Following, Frost personifies a flower as the telephone. The usual beauty and sweet scent associated with flowers follow here as a cherished object of the speaker, demonstrating his love or fondness of the person on the other end of the line. Also, in speaking about flowers and bees, they symbolize the speaker’s ethereal interaction with nature. This implies his longing to join nature itself, perhaps with his lover, who has left for, as said previously, death. Without waiting for the person’s response, the speaker says ‘Don’t say I didn’t’. Although on the first read it seems as if the speaker was being defensive, this could be seen in the context of the poem itself that the speaker wishes to display his understanding of his lover. He then asks ‘Do you remember what it was you said?’ – this is as like a prompting so that his lover will say what he wants, enhancing the theme of two playful lovers, perhaps or perhaps not in a nostalgic perspective.

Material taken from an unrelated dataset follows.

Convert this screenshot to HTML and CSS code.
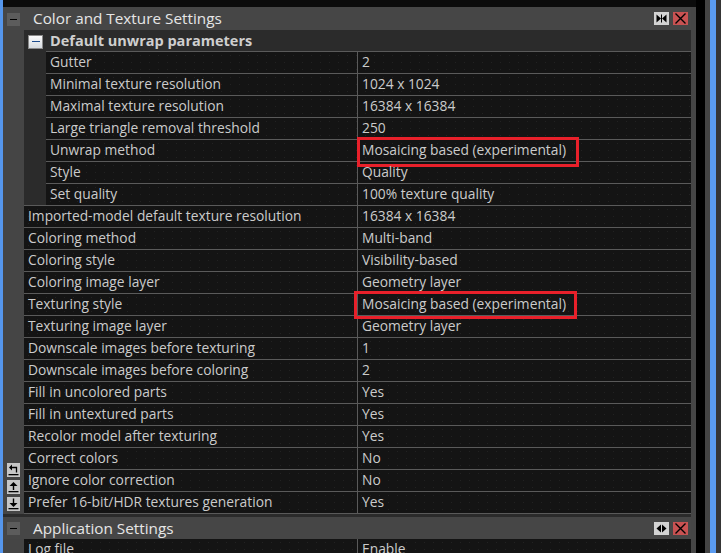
FILE: index.html
```html
<!DOCTYPE html>
<html>
<head>
<meta charset="utf-8">
<link rel="stylesheet" href="styles.css">
</head>
<body>
<div class="app">
  <div class="edge-left"></div>
  <div class="panel">
    <div class="topbar"></div>
    <section class="sec">
      <div class="sec-head">
        <span class="sq-minus"></span>
        <span class="sec-title">Color and Texture Settings</span>
        <span class="btns">
          <span class="btn btn-light"><svg width="15" height="13" viewBox="0 0 15 13"><path d="M2.5 2.5 L7 6.5 L2.5 10.5Z M12.5 2.5 L8 6.5 L12.5 10.5Z" fill="#000"/><rect x="7" y="2.5" width="1" height="8" fill="#000"/></svg></span>
          <span class="btn btn-close"><svg width="15" height="13" viewBox="0 0 15 13"><path d="M2.5 1.5 L12.5 11.5 M12.5 1.5 L2.5 11.5" stroke="#000" stroke-width="1.4"/></svg></span>
        </span>
      </div>
      <div class="sec-body">
        <div class="gutter">
          <span class="gicon"><svg width="13" height="14" viewBox="0 0 13 14"><path d="M2 4.5 L5 1.5 L5 7.5Z" fill="#000"/><path d="M5 4.5 H9.5 V9.5" stroke="#000" stroke-width="1.3" fill="none"/><rect x="1.5" y="11" width="10" height="1.3" fill="#000"/></svg></span>
          <span class="gicon"><svg width="13" height="14" viewBox="0 0 13 14"><path d="M6.5 2 L10.5 6 L2.5 6Z" fill="#000"/><rect x="5.8" y="5.5" width="1.4" height="4.5" fill="#000"/><rect x="1.5" y="11" width="10" height="1.3" fill="#000"/></svg></span>
          <span class="gicon"><svg width="13" height="14" viewBox="0 0 13 14"><rect x="5.8" y="1.5" width="1.4" height="4.5" fill="#000"/><path d="M6.5 10 L10.5 6 L2.5 6Z" fill="#000"/><rect x="1.5" y="11" width="10" height="1.3" fill="#000"/></svg></span>
        </div>
        <div class="props">
          <div class="group-head"><span class="grp-toggle"><span></span></span><span class="grp-title">Default unwrap parameters</span></div>
          <div class="group-body">
            <div class="row"><div class="k">Gutter</div><div class="v">2</div></div>
            <div class="row"><div class="k">Minimal texture resolution</div><div class="v">1024 x 1024</div></div>
            <div class="row"><div class="k">Maximal texture resolution</div><div class="v">16384 x 16384</div></div>
            <div class="row"><div class="k">Large triangle removal threshold</div><div class="v">250</div></div>
            <div class="row"><div class="k">Unwrap method</div><div class="v">Mosaicing based (experimental)<span class="mark mark-1"></span></div></div>
            <div class="row"><div class="k">Style</div><div class="v">Quality</div></div>
            <div class="row"><div class="k">Set quality</div><div class="v">100% texture quality</div></div>
          </div>
          <div class="row"><div class="k">Imported-model default texture resolution</div><div class="v">16384 x 16384</div></div>
          <div class="row"><div class="k">Coloring method</div><div class="v">Multi-band</div></div>
          <div class="row"><div class="k">Coloring style</div><div class="v">Visibility-based</div></div>
          <div class="row"><div class="k">Coloring image layer</div><div class="v">Geometry layer</div></div>
          <div class="row"><div class="k">Texturing style</div><div class="v">Mosaicing based (experimental)<span class="mark mark-2"></span></div></div>
          <div class="row"><div class="k">Texturing image layer</div><div class="v">Geometry layer</div></div>
          <div class="row"><div class="k">Downscale images before texturing</div><div class="v">1</div></div>
          <div class="row"><div class="k">Downscale images before coloring</div><div class="v">2</div></div>
          <div class="row"><div class="k">Fill in uncolored parts</div><div class="v">Yes</div></div>
          <div class="row"><div class="k">Fill in untextured parts</div><div class="v">Yes</div></div>
          <div class="row"><div class="k">Recolor model after texturing</div><div class="v">Yes</div></div>
          <div class="row"><div class="k">Correct colors</div><div class="v">No</div></div>
          <div class="row"><div class="k">Ignore color correction</div><div class="v">No</div></div>
          <div class="row last"><div class="k">Prefer 16-bit/HDR textures generation</div><div class="v">Yes</div></div>
        </div>
      </div>
      <div class="sep-band"></div>
    </section>
    <section class="sec">
      <div class="sec-head sec-head-2">
        <span class="sq-minus"></span>
        <span class="sec-title">Application Settings</span>
        <span class="btns">
          <span class="btn btn-light"><svg width="15" height="13" viewBox="0 0 15 13"><path d="M2.5 6.5 L7 2.5 L7 10.5Z M12.5 6.5 L8 2.5 L8 10.5Z" fill="#000"/></svg></span>
          <span class="btn btn-close"><svg width="15" height="13" viewBox="0 0 15 13"><path d="M2.5 1.5 L12.5 11.5 M12.5 1.5 L2.5 11.5" stroke="#000" stroke-width="1.4"/></svg></span>
        </span>
      </div>
      <div class="sec-body">
        <div class="gutter"></div>
        <div class="props">
          <div class="row first"><div class="k">Log file</div><div class="v">Enable</div></div>
        </div>
      </div>
    </section>
  </div>
  <div class="strip-black"></div>
  <div class="strip-gray"></div>
  <div class="strip-blue"></div>
  <div class="strip-dark"></div>
</div>
</body>
</html>
```

FILE: styles.css
```css
* { box-sizing: border-box; }
html, body {
  margin: 0;
  padding: 0;
  width: 721px;
  height: 553px;
  overflow: hidden;
  background: #3a3a3a;
  font-family: "Open Sans", "Noto Sans", "DejaVu Sans", sans-serif;
}
.app {
  display: flex;
  width: 721px;
  height: 553px;
}
.edge-left { width: 3px; background: #5596ec; flex: none; }
.strip-black { width: 9px; background: #000; flex: none; }
.strip-gray { width: 5px; background: #444; flex: none; }
.strip-blue { width: 6px; background: #5a9bf0; flex: none; }
.strip-dark { width: 5px; background: #353535; flex: none; }

.panel {
  width: 693px;
  flex: none;
  background: #454545;
  padding-right: 5px;
  display: flex;
  flex-direction: column;
  overflow: hidden;
}
.topbar { height: 7px; background: #0b0b0b; margin-right: -5px; flex: none; }

.sec-head {
  height: 23px;
  display: flex;
  align-items: center;
  background: #464646;
  padding-left: 4px;
  padding-right: 3px;
}
.sec-head-2 { height: 22px; }
.sq-minus {
  width: 13px;
  height: 13px;
  background: #5c5c5c;
  position: relative;
  margin-top: 1px;
}
.sq-minus::after {
  content: "";
  position: absolute;
  left: 3px;
  top: 6px;
  width: 7px;
  height: 1px;
  background: #000;
}
.sec-title {
  margin-left: 13px;
  font-size: 15.3px;
  color: #e6e6e6;
  flex: 1;
  line-height: 23px;
}
.btns { display: flex; gap: 4px; }
.btn {
  width: 15px;
  height: 13px;
  display: block;
}
.btn svg { display: block; }
.btn-light { background: #d3d3d3; }
.btn-close { background: #c75252; }

.sec-body { display: flex; }
.gutter {
  width: 21px;
  flex: none;
  display: flex;
  flex-direction: column;
  justify-content: flex-end;
  gap: 3px;
  padding-left: 4px;
  padding-bottom: 3px;
}
.gicon {
  width: 13px;
  height: 14px;
  background: #c6c6c6;
  display: block;
}
.gicon svg { display: block; }
.props { flex: 1; min-width: 0; }

.group-head {
  height: 21px;
  background: #2b2b2b;
  display: flex;
  align-items: center;
  padding-left: 4px;
}
.grp-toggle {
  width: 15px;
  height: 14px;
  border: 1px solid #8a8a8a;
  background: linear-gradient(#fafafa, #d6dbe0);
  position: relative;
  margin-top: 3px;
}
.grp-toggle span {
  position: absolute;
  left: 3px;
  top: 5px;
  width: 8px;
  height: 1px;
  background: #1d4c8e;
}
.grp-title {
  margin-left: 7px;
  font-weight: bold;
  font-size: 14.5px;
  color: #cfcfcf;
}
.group-body {
  background: #2b2b2b;
  padding-left: 22px;
}

.row {
  display: grid;
  grid-template-columns: 334px 1fr;
  height: 22px;
  border-top: 1px solid #5a5a5a;
  background-color: #141414;
  background-image: radial-gradient(circle, #222 0.6px, transparent 1px);
  background-size: 9px 7px;
  font-size: 13.8px;
  line-height: 19px;
  color: #cbcbcb;
}
.group-body .row { grid-template-columns: 312px 1fr; }
.row.last { height: 23px; border-bottom: 1px solid #5a5a5a; }
.row.first { border-top: none; }
.k {
  border-right: 1px solid #5a5a5a;
  padding-left: 4px;
  white-space: nowrap;
  overflow: hidden;
}
.v {
  padding-left: 4px;
  white-space: nowrap;
  position: relative;
}
.mark {
  position: absolute;
  border: 3px solid #e8202a;
}
.mark-1 { left: -1px; top: -3px; width: 222px; height: 30px; }
.mark-2 { left: -4px; top: -3px; width: 223px; height: 28px; }

.sep-band {
  height: 3px;
  background: #2b2b2b;
}
```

When the person on the other end of the telephone conservation speaks, the tone is reticent, slightly withheld, by throwing the question back to the speaker in a kind of lover’s tease. The speaker replies that he had driven away a bee – ‘driven’ being a much stronger verb than merely ‘shooing’, indicating that he cared for this phone call greatly. Afterwards, he says that he thought he heard her say ‘come’, which implies a sensual overtone. He continues to taunt his lover in saying that he is unsure that it was actually she who was talking. Emphasizing the lover’s tease, a particular point of view demonstrated that the speaker is pressuring his lover to fight for his love. Nevertheless, the speaker’s love returns the playfulness by saying she ‘may have thought as much’. The speaker then finalizes the conversation by confirming what his love wishes to hear.
In conclusion, ‘The Telephone’ is an enigmatic poem and its development relies heavily on the reader’s imagination. Other literary devices including rhyme, rhythm, imagery and tone also contribute to the reader’s understanding of this poem. Despite numerous interpretations a reader could take up, this poem conveys the bond of people in close relationships and hence human nature.